Technical skills are the same or even simpler than in-hospital critical ultrasound. The exam should answer specific yes/no questions, i.e., Is there a pneumothorax? Is there free fluid in the pleura, pericardium, peritoneum? Is there an aortic aneurism? Are the lungs wet or dry?

The indications must be few and well-defined to combine effectiveness and speed. Trauma, respiratory insufficiency, shock, cardiac arrest and severe abdominal pain, to rule in or rule out an abdominal aortic aneurism, are situations where pre-hospital ultrasound makes the difference [9-13,21,34,54].

There are also promising and valuable perspectives regarding some other indications, such us pre-hospital triage, airway management, obstetric emergencies and in wireless and satellite transmission [7,9,17-23,54-56,60-62]. Some studies evaluated the possibility to extend the use of ultrasound to paramedics, with few and well defined indications. Paramedics were able to obtain adequate images and to perform examinations as accurate as those performed by physicians. However, further researches are necessary to confirm these findings [13,63].

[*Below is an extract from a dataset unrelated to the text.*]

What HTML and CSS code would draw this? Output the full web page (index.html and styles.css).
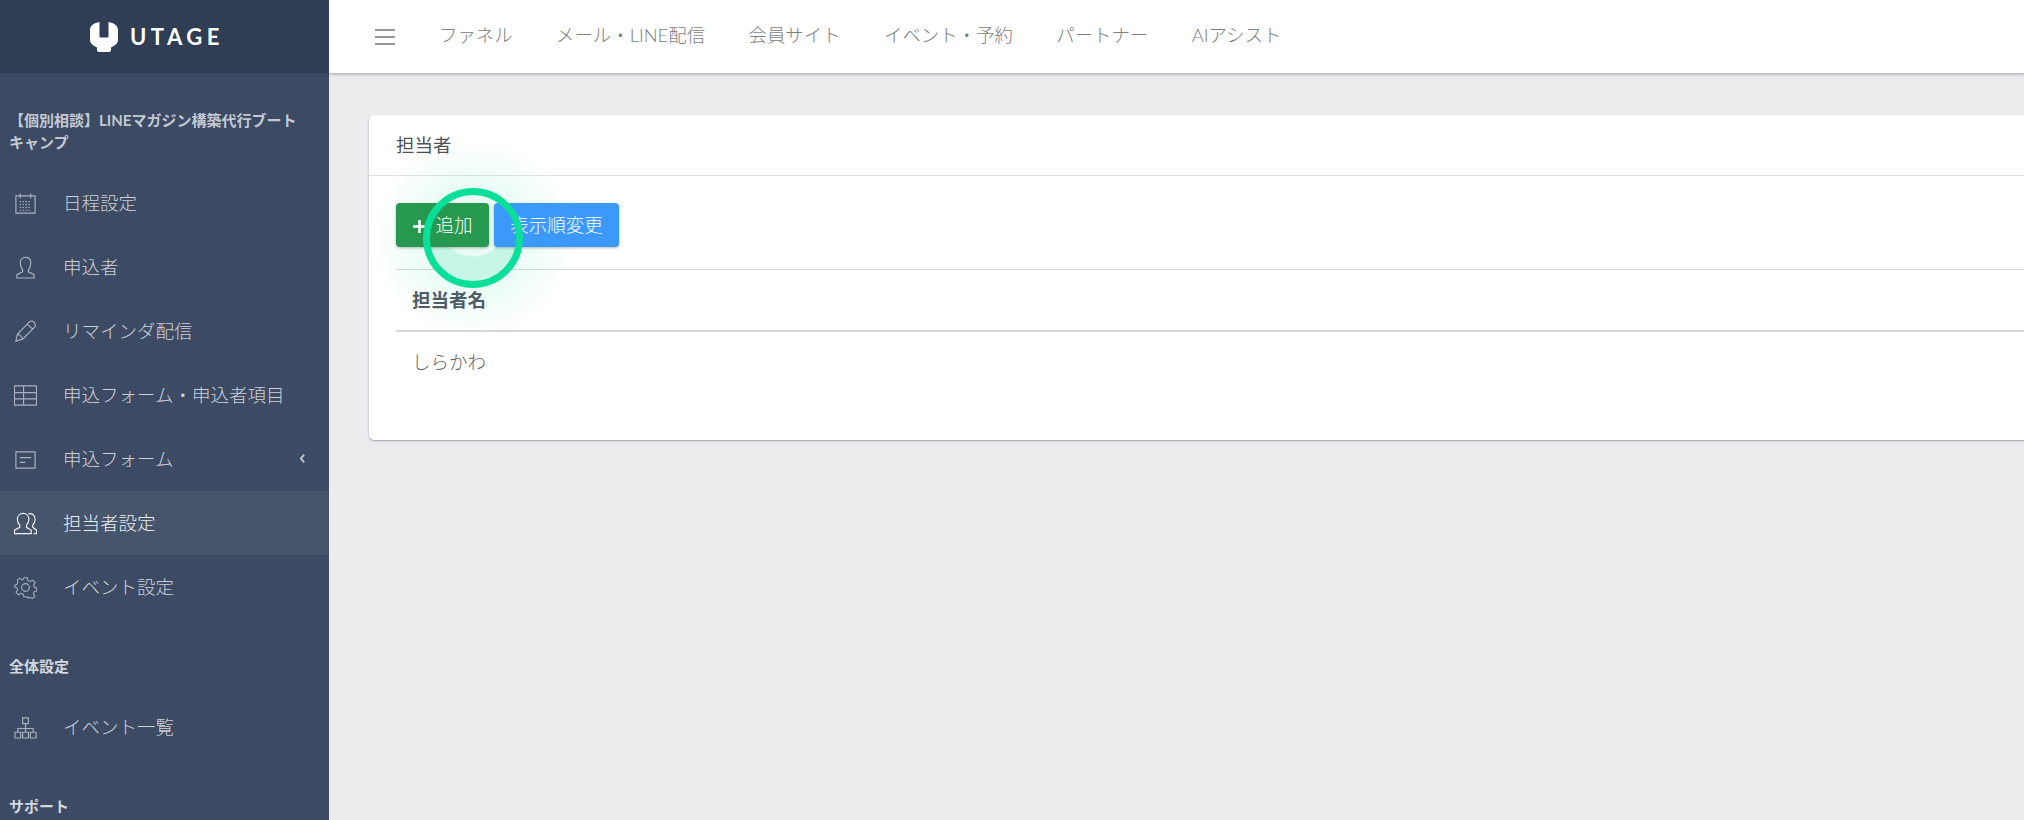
FILE: index.html
```html
<!DOCTYPE html>
<html lang="ja">
<head>
<meta charset="utf-8">
<title>担当者設定</title>
<link rel="stylesheet" href="styles.css">
</head>
<body>
<div class="app">
  <aside class="sidebar">
    <div class="brand">
      <svg class="brand-mark" viewBox="0 0 28 30"><path d="M9.500 0C4 1 0 3.500 0 8v10c0 3 2 5 7 7.500V28c0 1 1 2 2 2h10c1 0 2-1 2-2v-2.500c5-2.500 7-4.500 7-7.500V8c0-4.500-4-7-9.500-8v14.500c0 .6-.4 1-1 1h-7c-.6 0-1-.4-1-1z" fill="#fff"/></svg>
      <span class="brand-name">UTAGE</span>
    </div>
    <div class="side-heading event-title">【個別相談】LINEマガジン構築代行ブートキャンプ</div>
    <nav class="side-list">
      <a class="side-item"><svg class="ico" viewBox="0 0 24 24"><path d="M2 4h20v18H2zM6.500 1.500v5M17.500 1.500v5"/><path class="dots" d="M6 10h12M6 13h12M6 16h12M6 19h12"/></svg><span>日程設定</span></a>
      <a class="side-item"><svg class="ico" viewBox="0 0 24 24"><path d="M9 14.500C7.500 12.500 6.500 9.500 6.500 7c0-3.300 2.300-5.500 5.500-5.500s5.500 2.200 5.500 5.500c0 2.500-1 5.500-2.500 7.500v2l6 3v3.500H3V19.500l6-3z"/></svg><span>申込者</span></a>
      <a class="side-item"><svg class="ico" viewBox="0 0 24 24"><path d="M2 22l1.500-7L16 2c1.500-1 3.500-1 5 .5s1.500 3.500.5 5L9 20zM3.500 15c2.500 0 5 2.500 5.500 5M14 4.500l5.500 5"/></svg><span>リマインダ配信</span></a>
      <a class="side-item"><svg class="ico" viewBox="0 0 24 24"><path d="M.500 2h23v20H.500zM.500 9h23M.500 15.500h23M10 2v20"/></svg><span>申込フォーム・申込者項目</span></a>
      <a class="side-item has-caret"><svg class="ico" viewBox="0 0 24 24"><path d="M2 4h20v17H2zM6 10h12M6 15h6"/></svg><span>申込フォーム</span><svg class="caret" viewBox="0 0 6 10"><path d="M4.500 1.500 1.500 5l3 3.500"/></svg></a>
      <a class="side-item active"><svg class="ico" viewBox="0 0 24 24"><path d="M6 14c-1.500-2-2.500-4-2.500-6.500C3.500 4 6 1.500 9.500 1.500s6 2.500 6 6c0 2.500-1 4.500-2.500 6.500v2l5 3v3.500H.500V19l5.500-3zM15 2c4-1 7 1.500 7 5.500 0 2.500-1 4.500-2.500 6.500v2l4 3v3.500h-3"/></svg><span>担当者設定</span></a>
      <a class="side-item"><svg class="ico" viewBox="0 0 24 24"><circle cx="12" cy="12" r="4"/><path d="M10 1h4l.8 3.300 2.500 1 3-1.700 2.800 3-1.800 2.800 1 2.500 2.700.8v3.600l-3 .8-1 2.500 1.700 2.900-2.800 2.700-2.900-1.700-2.500 1L14 23h-4l-.8-3-2.500-1-2.900 1.700-2.800-2.800L2.700 15l-1-2.500L-.5 12v-2.400l2.500-.8 1-2.500L2.400 3.700l2.800-2.400 2.900 2 1.200-.5z" transform="translate(1.300 1) scale(.9)"/></svg><span>イベント設定</span></a>
    </nav>
    <div class="side-heading group-title">全体設定</div>
    <nav class="side-list">
      <a class="side-item"><svg class="ico" viewBox="0 0 24 24"><path d="M9 2h6v6H9zM1 17h6v6H1zM9 17h6v6H9zM17 17h6v6h-6zM12 8v9M4 17v-4h16v4"/></svg><span>イベント一覧</span></a>
    </nav>
    <div class="side-heading group-title support">サポート</div>
  </aside>
  <div class="main">
    <header class="topbar">
      <svg class="burger" viewBox="0 0 20 16"><path d="M0 1h20M0 8h20M0 15h20"/></svg>
      <nav class="top-nav">
        <a>ファネル</a><a>メール・LINE配信</a><a>会員サイト</a><a>イベント・予約</a><a>パートナー</a><a>AIアシスト</a>
      </nav>
    </header>
    <main class="content">
      <section class="card">
        <h2 class="card-head">担当者</h2>
        <div class="card-body">
          <div class="actions">
            <button class="btn btn-add"><svg class="plus" viewBox="0 0 12 12"><path d="M6 0v12M0 6h12"/></svg>追加</button>
            <button class="btn btn-sort">表示順変更</button>
          </div>
          <table class="table">
            <thead><tr><th>担当者名</th></tr></thead>
            <tbody><tr><td>しらかわ</td></tr></tbody>
          </table>
        </div>
      </section>
    </main>
  </div>
</div>
<div class="click-glow"></div>
<div class="click-mark"></div>
</body>
</html>
```
FILE: styles.css
```css
* { box-sizing: border-box; }
html, body { margin: 0; height: 100%; overflow: hidden; }
body {
  font-family: Lato, "Noto Sans CJK JP", sans-serif;
  font-size: 18.5px;
  font-weight: 300;
  color: #676a6c;
  background: #ebecee;
}
.app { display: flex; height: 820px; }
.sidebar {
  width: 329px;
  flex: none;
  background: #3c4a63;
  color: #c6ccd6;
  overflow: hidden;
}
.brand {
  height: 73px;
  background: #2f3d55;
  display: flex;
  align-items: center;
  justify-content: center;
  gap: 12px;
  padding-right: 15px;
}
.brand-mark { width: 28px; height: 30px; margin-top: 1px; flex: none; }
.brand-name { color: #fff; font-size: 22px; font-weight: 700; letter-spacing: 4.5px; line-height: 1; }
.side-heading { font-size: 15px; font-weight: 700; padding: 0 20px 0 9px; color: #c3c9d3; }
.event-title { margin-top: 36px; height: 62px; line-height: 22px; }
.group-title { line-height: 22px; margin-top: 36px; margin-bottom: 18px; color: #d3d7de; }
.support { margin-top: 36px; }
.side-list { display: flex; flex-direction: column; }
.side-item {
  height: 64px;
  display: flex;
  align-items: center;
  padding-left: 14px;
  gap: 26px;
  color: #cdd2da;
}
.side-item span { margin-top: -3px; }
.side-item .ico {
  width: 23px;
  height: 23px;
  flex: none;
  fill: none;
  stroke: #aab2bf;
  stroke-width: 1.200;
}
.side-item .dots { stroke-dasharray: 1.500 1.500; }
.side-item.active { background: #46546c; color: #eef0f3; }
.side-item.active .ico { stroke: #f0f2f5; }
.has-caret { position: relative; }
.has-caret .caret {
  position: absolute;
  right: 23px;
  top: 26px;
  width: 7px;
  height: 11px;
  fill: none;
  stroke: #b9c0cb;
  stroke-width: 1.800;
}
.main { flex: 1; min-width: 0; display: flex; flex-direction: column; }
.topbar {
  height: 73px;
  background: #fff;
  display: flex;
  align-items: center;
  padding-left: 46px;
  box-shadow: 0 1px 3px rgba(60, 64, 90, .45);
  position: relative;
}
.burger { width: 20px; height: 16px; stroke: #757575; stroke-width: 1.400; fill: none; flex: none; }
.top-nav { display: flex; gap: 43.5px; margin-left: 44px; margin-top: -5px; font-size: 18.4px; color: #7b7e81; }
.content { padding: 42px 0 0 40px; }
.card {
  background: #fff;
  width: 1700px;
  height: 325px;
  border-radius: 5px;
  box-shadow: 0 1px 2px rgba(60, 64, 100, .45);
}
.card-head {
  margin: 0;
  height: 61px;
  line-height: 60px;
  padding-left: 27px;
  font-size: 18.5px;
  font-weight: 400;
  color: #4f5357;
  border-bottom: 1px solid #dfe1e4;
}
.card-body { padding: 27px 0 0 27px; }
.actions { display: flex; gap: 5px; height: 67px; border-bottom: 1px solid #d8dadc; }
.btn {
  position: relative;
  z-index: 1;
  height: 44px;
  border: 0;
  border-radius: 4px;
  color: #fff;
  font: inherit;
  padding: 0 0 3px;
  box-shadow: 0 1px 3px rgba(40, 50, 70, .35);
}
.btn-add { width: 93px; background: #27984f; }
.btn-sort { width: 125px; background: #3b99fc; }
.plus { width: 13px; height: 13px; stroke: #fff; stroke-width: 2.400; fill: none; margin: 0 9px 0 1px; vertical-align: -1px; }
.table { position: relative; z-index: 1; border-collapse: collapse; width: 100%; }
.table th {
  text-align: left;
  height: 61px;
  padding: 0 16px 3px;
  color: #4f5b67;
  font-weight: 700;
  border-bottom: 2px solid #d4d6d9;
}
.table td { height: 60px; padding: 0 16px 2px; color: #5f6266; }
.click-glow {
  position: absolute;
  left: 373px;
  top: 138px;
  width: 200px;
  height: 200px;
  border-radius: 50%;
  background:
    radial-gradient(circle at 50% 43%, #e9fbf4 0 32px, rgba(233, 251, 244, 0) 33px),
    radial-gradient(circle, #c8f6e6 0 46px, rgba(10, 223, 154, .09) 47px, rgba(10, 223, 154, .05) 70px, rgba(10, 223, 154, 0) 100px);
}
.click-mark {
  position: absolute;
  z-index: 2;
  left: 423px;
  top: 188px;
  width: 100px;
  height: 100px;
  border-radius: 50%;
  border: 7px solid #0adf9a;
}
```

The rapid spread of critical ultrasound has focused attention on training [16]. In the last decade, specific recommendations were published for lung ultrasound, critical care echocardiography, and ultrasound-guided central venous catheterization [13,16,27,47,64]. Moreover critical ultrasound has evolved from an "organ-based" to a "problem-based approach" (aortic aneurism, pneumothorax, and hydroneprhosys) to a "syndrome based approach" (hypotension, cardiac arrest, respiratory insufficiency, and trauma). Finally, global patient management has emerged as theorized by Neri et al. in the FAST-ABCDE [16]. Therefore, technical capabilities must be integrated with a good knowledge of anatomy, physiopathology and pathology. A tighter link among these elements increases the effectiveness of point-of-care critical ultrasound.

Pre-hospital ultrasound still has some limitations. First, international guidelines and a specific training are still lacking. There is no worldwide agreement on pre-hospital ultrasound yet. Also, diagnostic capability is well known, but some doubts remain regarding the real impact on outcome and survival. Moreover there isn't any relevant evidence regarding the cost-effectiveness of pre-hospital ultrasound.

There are also some technical limitations such as adverse environmental conditions (luminosity with no possibility to obscure the area of the screen and rainy/snowy weather) and narrow/confined spaces inside the ambulance or the helicopter that can limit the number of scans and the possibility to move the patient. There are also patients with specific needs for assistance or with a reduced available "body surface" such as those trapped inside a vehicle or with severe injuries including crushed, degloved or mangled extremities or active bleeding.

Finally the study design of this revision has some limitations: it doesn't consider some important confounders, such us study settings, type of patients, quality of ultrasound appliances, expertise of physicians and paramedics.